■ CHALLENGE
Work out how many lines contain "React". Reply with the count alone.

* * * * *

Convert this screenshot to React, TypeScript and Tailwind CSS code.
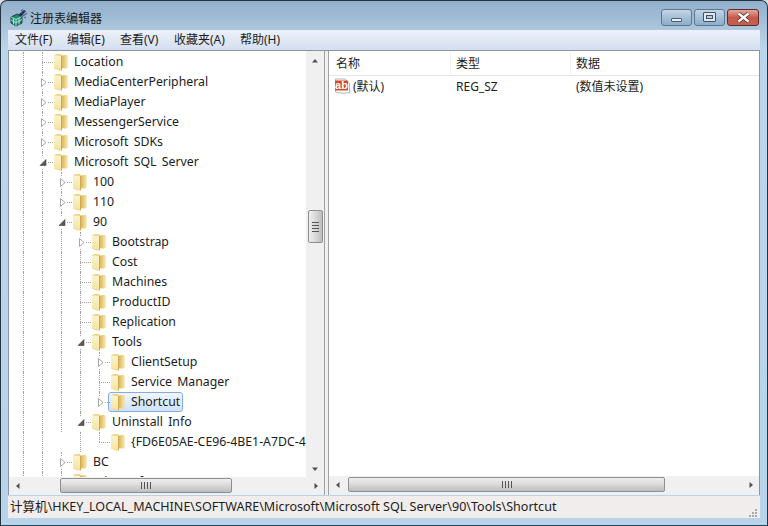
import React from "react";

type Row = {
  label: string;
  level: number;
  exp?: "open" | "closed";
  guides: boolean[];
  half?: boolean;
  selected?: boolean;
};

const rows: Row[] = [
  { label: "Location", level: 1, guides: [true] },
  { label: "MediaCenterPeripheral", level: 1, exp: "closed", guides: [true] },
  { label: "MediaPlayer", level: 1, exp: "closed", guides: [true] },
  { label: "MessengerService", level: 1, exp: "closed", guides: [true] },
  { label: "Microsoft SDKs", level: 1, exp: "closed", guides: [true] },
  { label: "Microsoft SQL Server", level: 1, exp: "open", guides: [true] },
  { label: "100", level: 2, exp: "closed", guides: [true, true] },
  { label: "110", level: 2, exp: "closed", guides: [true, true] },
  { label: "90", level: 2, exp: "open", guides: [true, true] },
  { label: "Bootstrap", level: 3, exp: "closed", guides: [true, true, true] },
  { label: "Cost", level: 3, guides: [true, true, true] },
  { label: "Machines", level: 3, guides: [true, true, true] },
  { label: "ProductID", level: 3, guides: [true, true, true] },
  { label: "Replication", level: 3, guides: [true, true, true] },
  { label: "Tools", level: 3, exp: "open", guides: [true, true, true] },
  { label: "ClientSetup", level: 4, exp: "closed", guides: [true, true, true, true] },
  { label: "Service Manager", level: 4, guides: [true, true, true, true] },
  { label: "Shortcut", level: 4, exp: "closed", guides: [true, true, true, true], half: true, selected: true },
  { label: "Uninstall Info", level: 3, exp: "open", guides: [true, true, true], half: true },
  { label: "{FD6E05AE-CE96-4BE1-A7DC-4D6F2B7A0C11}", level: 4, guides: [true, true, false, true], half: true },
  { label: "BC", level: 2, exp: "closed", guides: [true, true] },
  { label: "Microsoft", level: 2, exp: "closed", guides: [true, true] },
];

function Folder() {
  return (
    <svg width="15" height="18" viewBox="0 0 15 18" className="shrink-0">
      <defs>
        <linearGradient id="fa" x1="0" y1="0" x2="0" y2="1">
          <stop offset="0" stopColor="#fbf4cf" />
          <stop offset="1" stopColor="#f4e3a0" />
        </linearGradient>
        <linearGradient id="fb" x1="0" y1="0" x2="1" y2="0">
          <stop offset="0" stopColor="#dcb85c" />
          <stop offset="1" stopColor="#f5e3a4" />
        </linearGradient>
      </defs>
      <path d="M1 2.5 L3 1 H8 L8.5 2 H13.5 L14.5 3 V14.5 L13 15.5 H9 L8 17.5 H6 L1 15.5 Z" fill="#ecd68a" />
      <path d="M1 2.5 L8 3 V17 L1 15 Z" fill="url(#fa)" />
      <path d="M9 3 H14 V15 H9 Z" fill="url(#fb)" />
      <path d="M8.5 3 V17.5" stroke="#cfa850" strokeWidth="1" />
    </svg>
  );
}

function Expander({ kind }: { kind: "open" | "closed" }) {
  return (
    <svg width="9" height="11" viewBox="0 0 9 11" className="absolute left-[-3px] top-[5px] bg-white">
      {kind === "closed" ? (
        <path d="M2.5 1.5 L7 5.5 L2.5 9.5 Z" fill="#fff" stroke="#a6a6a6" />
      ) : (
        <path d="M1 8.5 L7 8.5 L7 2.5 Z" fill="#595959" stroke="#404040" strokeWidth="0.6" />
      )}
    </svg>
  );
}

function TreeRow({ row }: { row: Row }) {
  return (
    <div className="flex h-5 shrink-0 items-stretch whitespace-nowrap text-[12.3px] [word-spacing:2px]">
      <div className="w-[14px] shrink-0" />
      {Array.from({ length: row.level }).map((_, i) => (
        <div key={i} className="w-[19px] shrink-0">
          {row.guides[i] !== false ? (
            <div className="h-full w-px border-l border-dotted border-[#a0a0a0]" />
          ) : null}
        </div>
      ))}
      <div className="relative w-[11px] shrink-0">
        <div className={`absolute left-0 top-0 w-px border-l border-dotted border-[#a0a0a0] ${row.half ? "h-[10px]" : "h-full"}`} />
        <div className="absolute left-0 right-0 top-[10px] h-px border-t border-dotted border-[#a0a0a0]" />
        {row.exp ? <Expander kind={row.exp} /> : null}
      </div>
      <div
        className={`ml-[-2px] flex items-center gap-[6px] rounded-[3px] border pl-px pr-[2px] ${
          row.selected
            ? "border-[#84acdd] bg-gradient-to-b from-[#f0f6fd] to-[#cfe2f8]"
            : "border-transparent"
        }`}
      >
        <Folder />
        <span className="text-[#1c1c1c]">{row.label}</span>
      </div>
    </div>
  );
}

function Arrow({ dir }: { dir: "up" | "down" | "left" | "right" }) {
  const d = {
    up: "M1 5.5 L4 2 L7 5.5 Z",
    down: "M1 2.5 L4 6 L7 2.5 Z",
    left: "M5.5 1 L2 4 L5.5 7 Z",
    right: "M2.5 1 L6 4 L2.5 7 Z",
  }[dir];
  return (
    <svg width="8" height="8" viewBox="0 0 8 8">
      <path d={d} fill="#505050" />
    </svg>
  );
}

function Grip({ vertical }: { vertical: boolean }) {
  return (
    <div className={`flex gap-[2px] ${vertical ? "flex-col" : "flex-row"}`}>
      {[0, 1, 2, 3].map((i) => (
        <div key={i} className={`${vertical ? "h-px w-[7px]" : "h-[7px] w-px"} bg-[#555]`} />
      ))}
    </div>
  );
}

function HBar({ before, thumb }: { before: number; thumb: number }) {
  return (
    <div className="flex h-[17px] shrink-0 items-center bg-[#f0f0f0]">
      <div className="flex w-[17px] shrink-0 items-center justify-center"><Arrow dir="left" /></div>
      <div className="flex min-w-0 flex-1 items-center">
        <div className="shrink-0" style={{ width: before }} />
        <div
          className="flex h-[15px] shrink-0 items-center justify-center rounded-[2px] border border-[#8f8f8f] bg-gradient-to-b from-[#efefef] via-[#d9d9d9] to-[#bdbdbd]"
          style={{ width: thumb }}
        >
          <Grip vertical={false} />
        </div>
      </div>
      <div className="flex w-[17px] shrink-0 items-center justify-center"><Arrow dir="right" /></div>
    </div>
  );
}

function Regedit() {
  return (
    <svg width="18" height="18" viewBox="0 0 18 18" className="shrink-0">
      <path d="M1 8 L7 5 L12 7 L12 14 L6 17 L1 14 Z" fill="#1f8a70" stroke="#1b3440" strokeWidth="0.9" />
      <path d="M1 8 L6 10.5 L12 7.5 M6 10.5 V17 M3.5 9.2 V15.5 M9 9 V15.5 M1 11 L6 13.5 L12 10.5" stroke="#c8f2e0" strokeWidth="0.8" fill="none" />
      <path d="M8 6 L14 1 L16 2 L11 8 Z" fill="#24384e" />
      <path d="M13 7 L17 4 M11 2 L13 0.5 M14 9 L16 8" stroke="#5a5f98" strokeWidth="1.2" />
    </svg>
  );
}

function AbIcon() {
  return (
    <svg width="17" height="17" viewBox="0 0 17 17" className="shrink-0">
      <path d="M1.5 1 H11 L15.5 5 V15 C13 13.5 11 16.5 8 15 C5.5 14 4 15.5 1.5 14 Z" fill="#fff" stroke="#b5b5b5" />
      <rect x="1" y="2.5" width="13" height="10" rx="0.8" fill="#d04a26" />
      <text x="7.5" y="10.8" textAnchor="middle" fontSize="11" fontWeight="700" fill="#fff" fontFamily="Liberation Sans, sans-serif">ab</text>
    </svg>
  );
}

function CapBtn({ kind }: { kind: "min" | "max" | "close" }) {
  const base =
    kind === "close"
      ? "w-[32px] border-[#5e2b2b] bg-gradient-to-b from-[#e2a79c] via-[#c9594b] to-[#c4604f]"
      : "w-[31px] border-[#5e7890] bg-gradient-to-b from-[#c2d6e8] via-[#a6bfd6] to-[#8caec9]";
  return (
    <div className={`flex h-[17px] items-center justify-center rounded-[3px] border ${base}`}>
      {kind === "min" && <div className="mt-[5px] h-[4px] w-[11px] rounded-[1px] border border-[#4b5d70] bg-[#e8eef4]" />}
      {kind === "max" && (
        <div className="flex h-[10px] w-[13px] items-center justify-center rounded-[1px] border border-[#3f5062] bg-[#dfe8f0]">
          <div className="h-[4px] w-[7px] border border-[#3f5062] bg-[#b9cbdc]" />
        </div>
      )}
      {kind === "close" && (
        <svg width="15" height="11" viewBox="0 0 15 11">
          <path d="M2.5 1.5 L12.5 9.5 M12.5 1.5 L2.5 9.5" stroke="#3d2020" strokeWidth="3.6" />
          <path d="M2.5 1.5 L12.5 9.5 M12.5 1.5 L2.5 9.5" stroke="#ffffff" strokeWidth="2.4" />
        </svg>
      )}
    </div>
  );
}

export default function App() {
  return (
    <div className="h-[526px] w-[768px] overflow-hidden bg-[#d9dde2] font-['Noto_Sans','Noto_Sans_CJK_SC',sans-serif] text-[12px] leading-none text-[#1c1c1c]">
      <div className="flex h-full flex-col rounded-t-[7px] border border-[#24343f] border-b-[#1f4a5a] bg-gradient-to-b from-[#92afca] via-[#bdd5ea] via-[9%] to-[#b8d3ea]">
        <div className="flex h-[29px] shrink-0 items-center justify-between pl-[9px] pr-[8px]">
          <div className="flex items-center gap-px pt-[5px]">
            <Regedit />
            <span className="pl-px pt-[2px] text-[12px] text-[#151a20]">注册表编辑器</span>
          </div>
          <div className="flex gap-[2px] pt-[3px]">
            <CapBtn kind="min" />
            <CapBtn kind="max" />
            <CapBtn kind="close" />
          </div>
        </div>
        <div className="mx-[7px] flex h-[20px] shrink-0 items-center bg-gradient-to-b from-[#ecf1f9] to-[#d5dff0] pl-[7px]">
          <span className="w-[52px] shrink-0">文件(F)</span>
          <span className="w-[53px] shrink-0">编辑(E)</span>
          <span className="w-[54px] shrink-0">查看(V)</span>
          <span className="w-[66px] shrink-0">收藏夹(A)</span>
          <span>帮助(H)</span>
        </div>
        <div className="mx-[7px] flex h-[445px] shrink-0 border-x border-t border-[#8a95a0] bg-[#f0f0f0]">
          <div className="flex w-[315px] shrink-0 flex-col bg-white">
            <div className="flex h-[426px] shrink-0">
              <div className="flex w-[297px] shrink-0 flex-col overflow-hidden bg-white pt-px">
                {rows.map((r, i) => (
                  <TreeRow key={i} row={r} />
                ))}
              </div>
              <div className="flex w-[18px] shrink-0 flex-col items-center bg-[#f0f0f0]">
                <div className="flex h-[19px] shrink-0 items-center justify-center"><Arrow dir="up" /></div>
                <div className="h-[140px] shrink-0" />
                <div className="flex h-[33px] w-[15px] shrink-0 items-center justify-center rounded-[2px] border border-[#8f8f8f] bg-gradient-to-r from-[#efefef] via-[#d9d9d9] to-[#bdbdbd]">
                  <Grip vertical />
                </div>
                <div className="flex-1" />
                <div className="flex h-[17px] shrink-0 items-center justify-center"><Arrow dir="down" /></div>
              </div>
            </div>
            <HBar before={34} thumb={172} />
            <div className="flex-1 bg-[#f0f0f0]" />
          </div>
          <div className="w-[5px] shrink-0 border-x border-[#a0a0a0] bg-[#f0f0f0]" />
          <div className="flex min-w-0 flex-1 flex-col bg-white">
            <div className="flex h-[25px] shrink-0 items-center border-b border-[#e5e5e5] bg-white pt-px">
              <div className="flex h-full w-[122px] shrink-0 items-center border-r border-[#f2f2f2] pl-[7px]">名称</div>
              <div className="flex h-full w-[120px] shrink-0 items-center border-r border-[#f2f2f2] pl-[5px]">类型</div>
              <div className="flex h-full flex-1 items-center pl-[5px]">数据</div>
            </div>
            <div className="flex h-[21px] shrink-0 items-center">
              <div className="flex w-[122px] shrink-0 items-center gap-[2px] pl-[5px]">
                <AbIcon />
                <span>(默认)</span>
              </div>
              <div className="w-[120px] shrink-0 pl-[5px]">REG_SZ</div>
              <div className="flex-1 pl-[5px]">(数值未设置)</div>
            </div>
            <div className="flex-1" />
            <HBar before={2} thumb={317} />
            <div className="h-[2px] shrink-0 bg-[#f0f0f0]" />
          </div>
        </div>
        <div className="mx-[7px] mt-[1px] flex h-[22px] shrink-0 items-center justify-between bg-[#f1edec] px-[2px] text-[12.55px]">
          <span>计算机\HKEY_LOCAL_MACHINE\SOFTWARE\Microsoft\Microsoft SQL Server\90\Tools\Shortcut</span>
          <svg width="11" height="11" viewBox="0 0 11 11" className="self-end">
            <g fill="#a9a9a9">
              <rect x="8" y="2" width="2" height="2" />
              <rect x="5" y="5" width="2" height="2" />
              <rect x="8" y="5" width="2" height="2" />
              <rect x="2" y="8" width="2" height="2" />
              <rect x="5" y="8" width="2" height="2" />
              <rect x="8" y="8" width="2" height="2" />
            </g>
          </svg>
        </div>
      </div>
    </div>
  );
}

* * * * *

■ FINISHED ANSWER
2